In fact the KUKL was born not out of necessity, but to please the foreign investors. The concept of "privatization" was conceived in Nepal and was forcefully introduced the hybrid kind of privatization by the government not because the service of former Kathmandu section of NWSC was hopeless and this KUKL will come up with a magic stick. But there was a clause in the contract between the government and the ADB that the there must be some foreign kind of management of the water distribution body before it will release the loan money for construction of the Melamchi tunnel.
Melamchi has been a boring story for past several years. Even the promoters of this ambiguous "almost half a billion dollar" project are not sure when the water will really be flown in the valley's surface from this project. Even if the things go as smoothly as the politicians often speak, it is going to take at least half a decade from today's date. And the government does not have a single concrete plan how to supply water to the 4 million people of this centralized city in the years to come. Still, the government officials as well as political leaders from "revolutionary" parties cannot find time to think of some alternative solutions to the ever rising water crisis. The bankruptcy of intellectuality only drives them to go to the foreign investors and plead for some unfathomable amount of loan for some hazy kind of project. And, the investors, taking full advantage of the present situation, tie the almost impossible service to indispensable need and make the naive citizens slave of the bureaucracy and technocracy.
In one way, we may also try to be rational and think that why cannot we let KUKL do something if it wants to, after hiking the price.
Having assumed that the tariff hike is the need of the time, there is no guarantee that the situation of water scarcity will ever improve after the tariff hike. It is as clear as the day what the KUKL has done for the consumers of the three major districts of the country. Neither quality not quantity of water has shown any visible improvement in past 11 months. Both in the Monsoon as well as the dry season, the KUKL was just passing excuses. This shows that there is no relation between the proposed price hike and improved future. The situation was only dilapidating. What might have improved is just the pay scale of some selected employees of the Limited, into which we many not have to poke our noses.
Next, we may also tend to become more wise and say that why we cannot let the KUKL hike the price if it will open the gate of Melamchi tunnel construction? If the tunnel has to be there, there should not be any "if's" and "but's" to stop it from being there. And there is no reason why those "businessmen" who want to invest millions of dollars in a least developed country, cannot invest some more money by letting the consumers drink water (I mean dry air through water pipes) for some more years if they are sure that there will be tunnel soon and there will be expensive water at every doorsteps soon. This shows that the situation is not going to improve even if the tariff is hiked and the tunnel construction is started. Then why the consumers of the Kathmandu Valley are being made escape goats of some unseen forces?

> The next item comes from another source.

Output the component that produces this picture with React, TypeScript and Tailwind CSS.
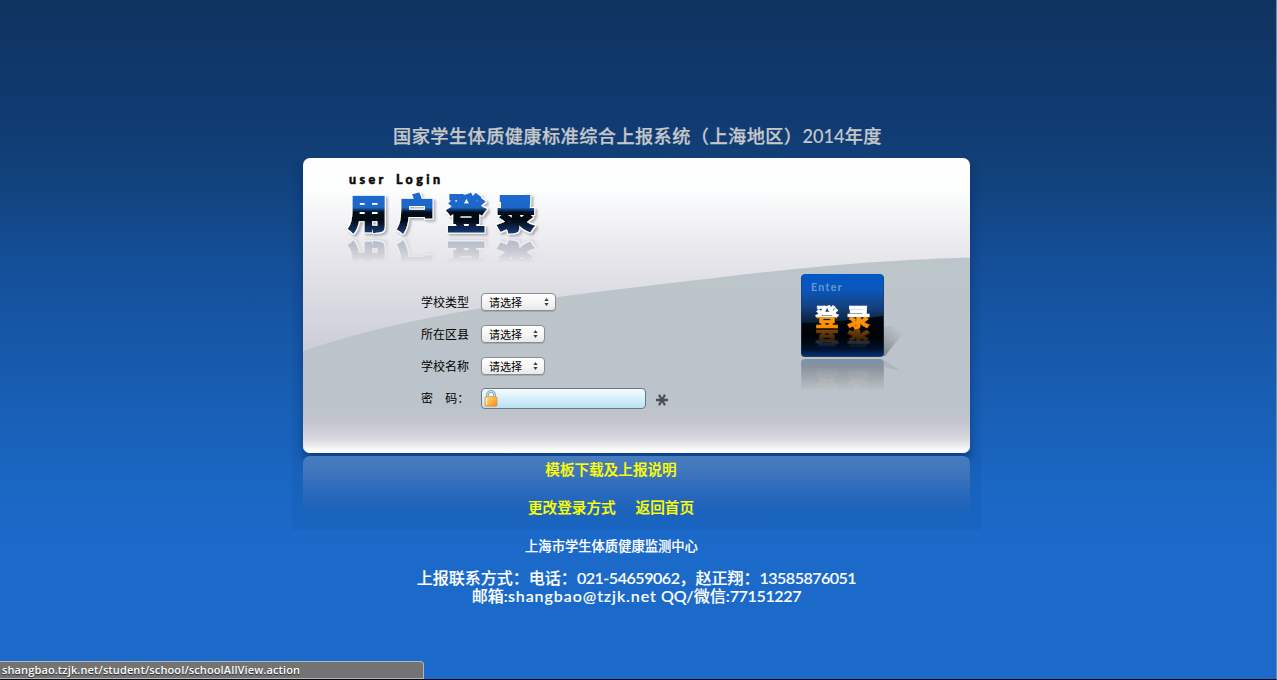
import React from "react";

const CJK = "font-['Lato','Noto_Sans_CJK_SC',sans-serif]";

function PanelBackdrop() {
  return (
    <svg className="absolute inset-0" width="667" height="295" viewBox="0 0 667 295" aria-hidden="true">
      <defs>
        <linearGradient id="upper" x1="0" y1="0" x2="0" y2="200" gradientUnits="userSpaceOnUse">
          <stop offset="0" stopColor="#ffffff" />
          <stop offset="0.15" stopColor="#fdfefe" />
          <stop offset="0.5" stopColor="#e6e6eb" />
          <stop offset="0.75" stopColor="#d8d9e0" />
          <stop offset="1" stopColor="#cbcbd7" />
        </linearGradient>
        <linearGradient id="lower" x1="0" y1="95" x2="0" y2="295" gradientUnits="userSpaceOnUse">
          <stop offset="0" stopColor="#bcc5ca" />
          <stop offset="0.77" stopColor="#bcc4cb" />
          <stop offset="0.83" stopColor="#c1c4cd" />
          <stop offset="0.89" stopColor="#cdced7" />
          <stop offset="0.94" stopColor="#dddde2" />
          <stop offset="0.98" stopColor="#f8f8fa" />
          <stop offset="1" stopColor="#ffffff" />
        </linearGradient>
      </defs>
      <rect width="667" height="295" fill="url(#upper)" />
      <path d="M0 193C110 155 240 140 377 124S560 103 667 99.5V295H0Z" fill="url(#lower)" />
    </svg>
  );
}

function LoginLogo() {
  return (
    <div className="h-[100px]">
      <svg className="block" width="206" height="25" viewBox="0 0 206 25">
        <text x="5" y="19" fontFamily="Lato, sans-serif" fontWeight="900" fontSize="12.5" textLength="91" wordSpacing="3" fill="#0a0a0a" stroke="#0a0a0a" strokeWidth="0.5">
          user Login
        </text>
      </svg>
      <svg
        className="block [-webkit-box-reflect:below_0px_linear-gradient(transparent_45%,rgba(0,0,0,0.28)_95%)]"
        width="206"
        height="47"
        viewBox="0 0 206 47"
      >
        <defs>
          <linearGradient id="logoFill" x1="0" y1="4" x2="0" y2="43" gradientUnits="userSpaceOnUse">
            <stop offset="0" stopColor="#1c6bd2" />
            <stop offset="0.35" stopColor="#1a66c6" />
            <stop offset="0.46" stopColor="#06101f" />
            <stop offset="0.66" stopColor="#02060d" />
            <stop offset="1" stopColor="#123d7a" />
          </linearGradient>
          <filter id="outline" filterUnits="userSpaceOnUse" x="0" y="0" width="206" height="47">
            <feMorphology in="SourceAlpha" operator="dilate" radius="1" result="fat" />
            <feFlood floodColor="#ffffff" />
            <feComposite in2="fat" operator="in" result="white" />
            <feGaussianBlur in="fat" stdDeviation="0.8" />
            <feOffset dx="2" dy="2" result="moved" />
            <feFlood floodColor="#8d8f96" floodOpacity="0.65" />
            <feComposite in2="moved" operator="in" result="shade" />
            <feMerge>
              <feMergeNode in="shade" />
              <feMergeNode in="white" />
              <feMergeNode in="SourceGraphic" />
            </feMerge>
          </filter>
        </defs>
        <text
          x="4 53 102.5 152"
          y="37.5"
          fontFamily="'Noto Sans CJK SC', sans-serif"
          fontWeight="900"
          fontSize="39.5"
          fill="url(#logoFill)"
          stroke="url(#logoFill)"
          strokeWidth="1.8"
          filter="url(#outline)"
        >
          用户登录
        </text>
      </svg>
    </div>
  );
}

function EnterButton() {
  return (
    <div className="relative h-[120px] w-[112px]">
      <svg className="absolute inset-0" width="112" height="120" viewBox="0 0 112 120" aria-hidden="true">
        <defs>
          <linearGradient id="cast" x1="82" y1="82" x2="102" y2="58" gradientUnits="userSpaceOnUse">
            <stop offset="0" stopColor="#666c72" stopOpacity="0.75" />
            <stop offset="1" stopColor="#7b8288" stopOpacity="0" />
          </linearGradient>
        </defs>
        <path d="M82 52L108 52L84 82H82Z" fill="url(#cast)" />
        <path d="M83 86L100 97L83 93Z" fill="#7f8b93" opacity="0.25" />
      </svg>
      <button
        type="button"
        aria-label="登录"
        className="relative block h-[83px] w-[83px] rounded-[4px] [-webkit-box-reflect:below_2px_linear-gradient(transparent_62%,rgba(0,0,0,0.36))]"
      >
        <svg className="block" width="83" height="83" viewBox="0 0 83 83">
          <defs>
            <linearGradient id="btn" x1="0" y1="0" x2="0" y2="83" gradientUnits="userSpaceOnUse">
              <stop offset="0" stopColor="#0058c8" />
              <stop offset="0.2" stopColor="#0c56b8" />
              <stop offset="0.4" stopColor="#13417f" />
              <stop offset="0.6" stopColor="#0c1c36" />
              <stop offset="0.75" stopColor="#000a1c" />
              <stop offset="0.9" stopColor="#001536" />
              <stop offset="1" stopColor="#003580" />
            </linearGradient>
            <linearGradient id="gloss" x1="0" y1="42" x2="0" y2="80" gradientUnits="userSpaceOnUse">
              <stop offset="0" stopColor="#000" stopOpacity="0.85" />
              <stop offset="0.5" stopColor="#000" stopOpacity="0.8" />
              <stop offset="1" stopColor="#000" stopOpacity="0" />
            </linearGradient>
          </defs>
          <rect x="0" y="0.5" width="83" height="82.5" rx="4" fill="#26384f" />
          <rect x="0.5" y="0" width="82" height="82" rx="4" fill="url(#btn)" />
          <path d="M1 49Q40 48 82 42V80H1Z" fill="url(#gloss)" />
          <text x="10" y="17" fontFamily="Lato, sans-serif" fontWeight="900" fontSize="11" textLength="31" fill="#5e94d4">
            Enter
          </text>
        </svg>
        <svg
          className="absolute top-[28px] left-0 [-webkit-box-reflect:below_0px_linear-gradient(transparent_30%,rgba(0,0,0,0.5))]"
          width="83"
          height="27"
          viewBox="0 0 83 27"
        >
          <defs>
            <linearGradient id="btnText" x1="0" y1="2" x2="0" y2="26" gradientUnits="userSpaceOnUse">
              <stop offset="0.52" stopColor="#ffffff" />
              <stop offset="0.53" stopColor="#ff9a10" />
              <stop offset="1" stopColor="#ff8a00" />
            </linearGradient>
          </defs>
          <text x="14 45.5" y="24" fontFamily="'Noto Sans CJK SC', sans-serif" fontWeight="900" fontSize="24" fill="url(#btnText)" stroke="url(#btnText)" strokeWidth="0.5">
            登录
          </text>
        </svg>
      </button>
    </div>
  );
}

function Picker({ wide = false }: { wide?: boolean }) {
  return (
    <button
      type="button"
      className={`${wide ? "w-[75px]" : "w-[64px]"} flex h-[18px] items-center justify-between rounded-[4px] border border-[#8b8d90] bg-linear-to-b from-white via-[#f6f6f6] to-[#e9e9e9] pr-[6px] pl-[7px] text-[11px] leading-none text-black shadow-[0_1px_1px_rgba(0,0,0,0.15)]`}
    >
      <span>请选择</span>
      <svg width="5" height="8" viewBox="0 0 6 8" preserveAspectRatio="none" fill="#404040" aria-hidden="true">
        <path d="M3 0L5.6 3H0.4ZM3 8L0.4 5H5.6Z" />
      </svg>
    </button>
  );
}

function Field({ label, children }: { label: string; children: React.ReactNode }) {
  return (
    <div className="flex h-8 items-center">
      <span className="w-[60px] pt-[1px] text-[12px] whitespace-pre text-black">{label}</span>
      {children}
    </div>
  );
}

function LockIcon() {
  return (
    <svg width="14" height="17" viewBox="0 0 14 17" aria-hidden="true">
      <defs>
        <linearGradient id="lock" x1="0" y1="0" x2="1" y2="1">
          <stop offset="0" stopColor="#ffe09a" />
          <stop offset="0.5" stopColor="#ffb545" />
          <stop offset="1" stopColor="#f28a1c" />
        </linearGradient>
      </defs>
      <path d="M3.4 8V5A3.6 3.6 0 0 1 10.6 5V8" fill="none" stroke="#7fa5ad" strokeWidth="2.6" />
      <path d="M3.4 8V5A3.6 3.6 0 0 1 10.6 5V8" fill="none" stroke="#c4dde0" strokeWidth="1.1" />
      <rect x="1" y="6.8" width="12" height="9.4" rx="1" fill="url(#lock)" stroke="#e29232" strokeWidth="0.8" />
      <path d="M2.5 8V15" stroke="#fff0c0" strokeWidth="1.2" />
    </svg>
  );
}

function Asterisk() {
  return (
    <svg width="12" height="12" viewBox="0 0 12 12" stroke="#4d4f55" strokeWidth="2.3" aria-hidden="true">
      <path d="M0 6H12M3 0.8L9 11.2M9 0.8L3 11.2" />
    </svg>
  );
}

export default function App() {
  return (
    <div
      className={`${CJK} relative flex h-[680px] w-full flex-col items-center overflow-hidden border-r border-b border-r-[#7d8795] border-b-[#05080d] bg-[linear-gradient(180deg,#0e335f_0px,#103a70_110px,#114078_165px,#14509a_270px,#185eb4_400px,#1a67c4_490px,#1b6aca_560px,#1b6ac9_680px)] pt-[123px] text-white`}
    >
      <h1 className="mr-[1px] h-[35px] text-[18.2px] leading-[26px] font-medium tracking-[0.42px] whitespace-nowrap text-[#c6c8ca] [-webkit-text-stroke:0.25px_#c6c8ca]">
        国家学生体质健康标准综合上报系统（上海地区）<span className="tracking-[0px] [-webkit-text-stroke:0px]">2014</span>年度
      </h1>

      <div className="mr-0 -ml-[3px] flex h-[372px] w-[689px] shrink-0 flex-col items-center bg-[linear-gradient(180deg,rgba(10,55,115,0.1),rgba(10,75,150,0.15))]">
        <main className="relative h-[295px] w-[667px] shrink-0 overflow-clip rounded-[7px] shadow-[0_8px_9px_rgba(5,40,95,0.5)]">
          <PanelBackdrop />
          <div className="relative pt-[7px] pl-[41px]">
            <LoginLogo />
          </div>
          <div className="relative flex items-start pt-[21px] pl-[118px]">
            <form className="w-[380px]" onSubmit={(e) => e.preventDefault()}>
              <Field label="学校类型"><Picker wide /></Field>
              <Field label="所在区县"><Picker /></Field>
              <Field label="学校名称"><Picker /></Field>
              <Field label="密    码：">
                <div className="flex h-[21px] w-[165px] items-center rounded-[4px] border border-[#6d767c] bg-linear-to-b from-[#f5fbfe] to-[#b9e2f6] pl-[2px]">
                  <LockIcon />
                  <input type="password" className="w-[140px] bg-transparent text-[12px] outline-none" />
                </div>
                <span className="pt-[4px] pl-[10px]"><Asterisk /></span>
              </Field>
            </form>
            <div className="-mt-[12px]">
              <EnterButton />
            </div>
          </div>
        </main>

        <nav className="relative mt-[3px] flex h-[70px] w-[667px] flex-col items-center rounded-t-[7px] bg-[linear-gradient(180deg,#487dbf_0px,#3d74bb_18px,#2a69bc_36px,#1d64bc_54px,rgba(27,100,188,0)_68px)] pr-[51px] text-[14.6px] leading-[20px] font-medium whitespace-nowrap text-[#ffff00] [-webkit-text-stroke:0.2px_#ffff00]">
          <a className="mt-[4px]">模板下载及上报说明</a>
          <div className="mt-[18px] flex gap-[20px]">
            <a>更改登录方式</a>
            <a>返回首页</a>
          </div>
        </nav>
      </div>

      <footer className="flex flex-col items-center whitespace-nowrap [-webkit-text-stroke:0.15px_#fff]">
        <p className="mt-[6px] mr-[53px] text-[13.3px] leading-[20px] font-medium">上海市学生体质健康监测中心</p>
        <div className="mt-[13px] mr-[3px] text-center text-[16px] leading-[18px] font-medium">
          <p>
            上报联系方式：电话：<span className="tracking-[-0.45px]">021-54659062</span>，赵正翔：
            <span className="tracking-[-0.5px]">13585876051</span>
          </p>
          <p>
            邮箱:<span className="tracking-[0.95px]">shangbao@tzjk.net</span> QQ/微信:
            <span className="tracking-[-0.35px]">77151227</span>
          </p>
        </div>
      </footer>

      <div className="absolute bottom-0 left-0 flex h-[18px] w-[424px] items-center rounded-tr-[4px] border-t border-r border-b border-[#b5b5b5] bg-[#737373] pl-[2px] font-['Open_Sans',sans-serif] text-[11px] font-semibold tracking-[0.12px] text-white [text-shadow:0_1px_1px_rgba(0,0,0,0.7)]">
        shangbao.tzjk.net/student/school/schoolAllView.action
      </div>
    </div>
  );
}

It is shame that in the whole business, the consumers the the least addressed people. When the water is being sold to the consumers, why the multi-millionires do not find time to listen to them? The locals from here and there go to the KUKL office almost everyday and try to meet the officers who think that Nepali is their colony state and they are here to serve their country. Hardly any of the consumers have chance to see the "god-like" figures of the KUKL management. What we know is that they are impotent and they are reluctant to say sorry. And, we all know, the media persons have always been a no-no for them. When they want to do business with the local people, and when they are introducing a new commodity, which has been regarded as things to donate for past thousand years, they should at least have some sense of salesmanship, which is totally lacking. This only ignites aggressiveness of the consumers' organizations.
Possibilities are there: It is also possible that some underground forces are trying to project the present management of KUKL as failure and to let a new foreign management company take the whole of KUKL. But this does not mean that we play the role of slave and always be exploited by the "service provider" institutions.
Personally speaking, I was born in Khichapokhari, once a populated area of the core city. But I was displaced from my birthplace because of water scarcity. I will be positive to any institution, taking responsibility of water distribution, only when I will be assured that the desired amount of water will be available there and a situation will be made for my rehabilitation.
Even though, naturally, the consumers are still not united to fight against the bureaucracy and technocracy. Politics divide them more harshly than any issue can bind them together. Still, this is the high time for the consumers to let those feudalistic institutions understand the depth of the problems we have been undergoing and ask them the rationality behind raising water tariff. No doubt, the consumers would pay money if the Limited is ready to provide us water with better service. But there is no chance for any businessmen to rise price of the commodity and do not give us even what we deserve. When it has been established that water is people's basic human rights, no state should turn its back to the responsibility of providing every citizen with his or her basic needs.